19 Mayıs 1919 tarihinde, Samsun’dan başlayan Türk Milletinin kutlu kurtuluş savaşı ile ilgili, haddini aşanlara sadece şunu sormak lazım. Kurtuluş savaşı kazanılmasaydı Sevr antlaşması hükümleri hayata geçirilseydi; kendilerini nerede ve nasıl hayal ediyorlardı? Mesela İzmir'de Yunan askerlerine şarap taşıyan garson olarak mı? Ya da Yunan askerlerini eğlendiren rakkas olarak mı?  Ya da İngilizlerin İstanbul işgalindeki şerefsizlikleri çok mu hoşlarına gitti de İngiliz muhipler cemiyeti ile Türk devletini yıkmak için ayaklandılar? Bugün Türkiye Cumhuriyeti Devletine ve kurucu lideri olan Gazi Mustafa Kemal Atatürk'e karşı olanlar anayasamızın ilk dört maddesine de karşı çıkanlardır.   

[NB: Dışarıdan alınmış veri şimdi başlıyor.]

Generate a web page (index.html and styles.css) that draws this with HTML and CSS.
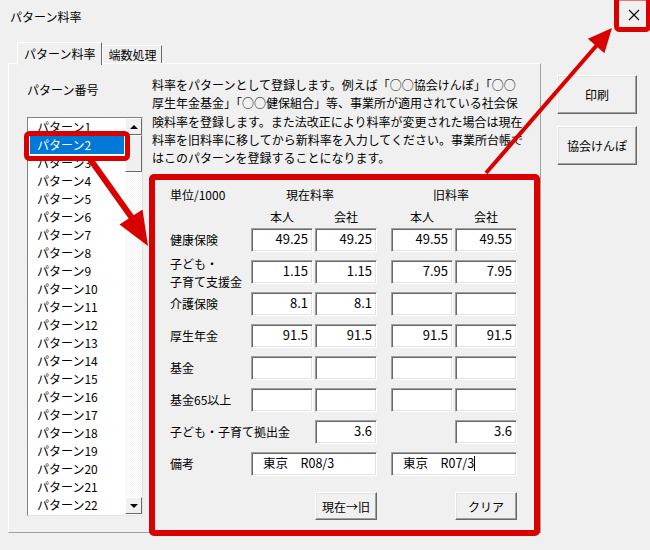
FILE: index.html
```html
<!DOCTYPE html>
<html lang="ja">
<head>
  <meta charset="UTF-8">
  <title>パターン料率</title>
  <link rel="stylesheet" href="styles.css">
</head>
<body>
  <div class="window">
    <div class="titlebar">
      <span class="title">パターン料率</span>
      <span class="close">
        <svg width="12" height="12" viewBox="0 0 12 12"><path d="M1 1L11 11M11 1L1 11" stroke="#000" stroke-width="1.1"/></svg>
      </span>
    </div>

    <div class="main">
      <div class="tabset">
        <div class="tabs">
          <div class="tab active">パターン料率</div>
          <div class="tab">端数処理</div>
        </div>
        <div class="panel">
          <div class="left">
            <div class="label">パターン番号</div>
            <div class="listbox">
              <ul class="items">
                <li>パターン1</li>
                <li class="selected">パターン2</li>
                <li>パターン3</li>
                <li>パターン4</li>
                <li>パターン5</li>
                <li>パターン6</li>
                <li>パターン7</li>
                <li>パターン8</li>
                <li>パターン9</li>
                <li>パターン10</li>
                <li>パターン11</li>
                <li>パターン12</li>
                <li>パターン13</li>
                <li>パターン14</li>
                <li>パターン15</li>
                <li>パターン16</li>
                <li>パターン17</li>
                <li>パターン18</li>
                <li>パターン19</li>
                <li>パターン20</li>
                <li>パターン21</li>
                <li>パターン22</li>
              </ul>
              <div class="scrollbar">
                <div class="sb-btn"><span class="tri up"></span></div>
                <div class="sb-thumb"></div>
                <div class="sb-track"></div>
                <div class="sb-btn"><span class="tri down"></span></div>
              </div>
            </div>
          </div>

          <div class="right">
            <p class="desc">料率をパターンとして登録します。例えば「○○協会けんぽ」「○○<br>厚生年金基金」「○○健保組合」等、事業所が適用されている社会保<br>険料率を登録します。また法改正により料率が変更された場合は現在<br>料率を旧料率に移してから新料率を入力してください。事業所台帳で<br>はこのパターンを登録することになります。</p>

            <div class="rates">
              <div class="rates-head">
                <div class="h-unit">単位/1000</div>
                <div class="h-now">現在料率</div>
                <div class="h-old">旧料率</div>
                <div class="c1 sub">本人</div>
                <div class="c2 sub">会社</div>
                <div class="c3 sub">本人</div>
                <div class="c4 sub">会社</div>
              </div>

              <div class="rates-grid">
                <div class="name">健康保険</div>
                <div class="field c1">49.25</div>
                <div class="field c2">49.25</div>
                <div class="field c3">49.55</div>
                <div class="field c4">49.55</div>

                <div class="name two">子ども・<br>子育て支援金</div>
                <div class="field c1">1.15</div>
                <div class="field c2">1.15</div>
                <div class="field c3">7.95</div>
                <div class="field c4">7.95</div>

                <div class="name">介護保険</div>
                <div class="field c1">8.1</div>
                <div class="field c2">8.1</div>
                <div class="field c3"></div>
                <div class="field c4"></div>

                <div class="name">厚生年金</div>
                <div class="field c1">91.5</div>
                <div class="field c2">91.5</div>
                <div class="field c3">91.5</div>
                <div class="field c4">91.5</div>

                <div class="name">基金</div>
                <div class="field c1"></div>
                <div class="field c2"></div>
                <div class="field c3"></div>
                <div class="field c4"></div>

                <div class="name">基金65以上</div>
                <div class="field c1"></div>
                <div class="field c2"></div>
                <div class="field c3"></div>
                <div class="field c4"></div>

                <div class="name wide">子ども・子育て拠出金</div>
                <div class="field c2">3.6</div>
                <div class="field c4">3.6</div>

                <div class="name">備考</div>
                <div class="field note now">東京　R08/3</div>
                <div class="field note old">東京　R07/3<span class="caret"></span></div>
              </div>

              <div class="rates-btns">
                <button class="btn c2">現在→旧</button>
                <button class="btn c4">クリア</button>
              </div>
            </div>
          </div>
        </div>
      </div>

      <div class="side">
        <button class="btn big">印刷</button>
        <button class="btn big">協会けんぽ</button>
      </div>
    </div>

    <!-- red annotations drawn over the dialog -->
    <svg class="notes" width="650" height="550" viewBox="0 0 650 550">
      <g fill="none" stroke="#d90000" stroke-width="5" stroke-linejoin="round">
        <rect x="616.5" y="-2" width="32" height="31.5" rx="3"/>
        <rect x="26.5" y="133.5" width="101" height="25" rx="3"/>
      </g>
      <g stroke="#d90000" stroke-linecap="butt">
        <line x1="90" y1="159" x2="132" y2="218" stroke-width="6"/>
        <line x1="486" y1="173" x2="597" y2="45" stroke-width="4"/>
      </g>
      <g fill="#d90000">
        <polygon points="148,246 119.5,224.4 142.5,209.6"/>
        <polygon points="612,28 604.4,53.3 587.9,38.7"/>
      </g>
    </svg>
  </div>
</body>
</html>
```

FILE: styles.css
```css
* { box-sizing: border-box; }
body { margin: 0; background: #f0f0f0; font-family: "Noto Sans CJK JP", "Noto Sans", sans-serif; font-size: 12px; color: #000; }
.window { position: relative; width: 650px; height: 550px; background: #f0f0f0; overflow: hidden; }

.titlebar { height: 32px; display: flex; align-items: center; justify-content: space-between; padding-left: 10px; }
.title { font-size: 12px; }
.close { width: 32px; height: 30px; display: flex; align-items: center; justify-content: center; margin-top: -2px; }

.main { display: flex; padding: 10px 0 0 8px; }
.tabset { width: 533px; }
.tabs { display: flex; align-items: flex-end; height: 21px; padding-left: 9px; position: relative; z-index: 1; }
.tab { height: 18px; line-height: 17px; padding: 0 5px; background: #f0f0f0; border: 1px solid #fff; border-right-color: #696969; border-bottom: none; }
.tab.active { height: 23px; margin-bottom: -2px; padding: 0 6px; line-height: 21px; border-right-color: #696969; }

.panel { position: relative; height: 470px; display: flex; border: 1px solid; border-color: #fff #a0a0a0 #a0a0a0 #fff; }

.left { padding: 18px 0 0 18px; width: 144px; }
.label { height: 16px; line-height: 16px; margin-bottom: 19px; }
.listbox { display: flex; width: 116px; height: 399px; background: #fff; border: 1px solid; border-color: #828282 #e3e3e3 #e3e3e3 #828282; }
.items { list-style: none; margin: 0; padding: 0; flex: 1; overflow: hidden; }
.items li { height: 18px; line-height: 18px; padding-left: 9px; white-space: nowrap; }
.items li.selected { background: #0078d7; color: #fff; margin: 0 1px 0 2px; padding-left: 7px; }
.scrollbar { width: 17px; display: flex; flex-direction: column; padding-bottom: 1px; }
.sb-btn { height: 17px; background: #f0f0f0; border: 1px solid; border-color: #fff #696969 #696969 #fff; display: flex; align-items: center; justify-content: center; }
.sb-thumb { height: 37px; background: #f0f0f0; border: 1px solid; border-color: #fff #696969 #696969 #fff; }
.sb-track { flex: 1; background: repeating-conic-gradient(#f4f4f4 0 25%, #ffffff 0 50%) 0 0 / 2px 2px; }
.tri { width: 0; height: 0; border-left: 4px solid transparent; border-right: 4px solid transparent; }
.tri.up { border-bottom: 4px solid #000; }
.tri.down { border-top: 4px solid #000; }

.right { padding: 12px 0 0 0; width: 388px; }
.desc { margin: 0; line-height: 18.3px; white-space: nowrap; font-size: 12px; }

.rates { margin: 7px 0 0 -3px; width: 391px; height: 362px; border: 6px solid #d90000; border-radius: 5px; padding: 6px 0 0 15px; }
.rates-head, .rates-grid, .rates-btns { display: grid; grid-template-columns: 79px 62px 62px 10px 62px 62px; column-gap: 2px; }
.rates-head { grid-template-rows: 20px 18px; row-gap: 2px; margin-bottom: 2px; line-height: 18px; }
.h-unit { grid-column: 1; grid-row: 1; }
.h-now { grid-column: 2 / 4; grid-row: 1; text-align: center; padding-right: 8px; }
.h-old { grid-column: 5 / 7; grid-row: 1; text-align: center; padding-right: 6px; }
.sub { grid-row: 2; text-align: center; }
.c1 { grid-column: 2; }
.c2 { grid-column: 3; }
.c3 { grid-column: 5; }
.c4 { grid-column: 6; }

.rates-grid { grid-template-rows: repeat(8, 24px); row-gap: 8px; }
.name { grid-column: 1; align-self: center; line-height: 18px; white-space: nowrap; }
.name.two { line-height: 17.5px; padding-top: 1px; }
.name.wide { grid-column: 1 / 3; }
.field { height: 24px; background: #fff; font-size: 13px; line-height: 20px; text-align: right; padding-right: 4px; border: 1px solid; border-color: #a0a0a0 #fff #fff #a0a0a0; box-shadow: inset 1px 1px #696969, inset -1px -1px #e3e3e3; white-space: nowrap; }
.field.note { text-align: left; padding-left: 11px; font-size: 12.5px; }
.field.now { grid-column: 2 / 4; }
.field.old { grid-column: 5 / 7; }
.caret { display: inline-block; width: 1px; height: 15px; background: #000; vertical-align: -3px; }

.rates-btns { margin-top: 16px; }
.btn { font-family: inherit; font-size: 12px; color: #000; background: #f0f0f0; border: 1px solid; border-color: #fff #696969 #696969 #fff; box-shadow: inset -1px -1px #a0a0a0, inset 1px 1px #e3e3e3; padding: 0; height: 28px; }

.side { display: flex; flex-direction: column; gap: 12px; padding: 33px 0 0 16px; }
.btn.big { width: 80px; height: 39px; }

.notes { position: absolute; top: 0; left: 0; pointer-events: none; }
```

Bugün Anayasamızın ilk dört maddesini tartışmaya açanlar; yarın Ankara'nın meşruiyetinin tartıştırılmasına sebep olurlar. Bu yol açıldıktan sonra Türk devletini talana çalışan yüzlerce çakal kan kokusu almışçasına Türk devletine ve milletine saldırırlar. Devleti talana yemin etmiş olan kanı bozuklar; Müslüman Türk milletini bir kaşık suda boğarlar. Bu niyette olanlar asla başarılı olamayacaklardır. Herkesin bir hesabı vardır. Mazlum milletlerin hamisi olan Türk milletinin de bir hesabı elbette vardır.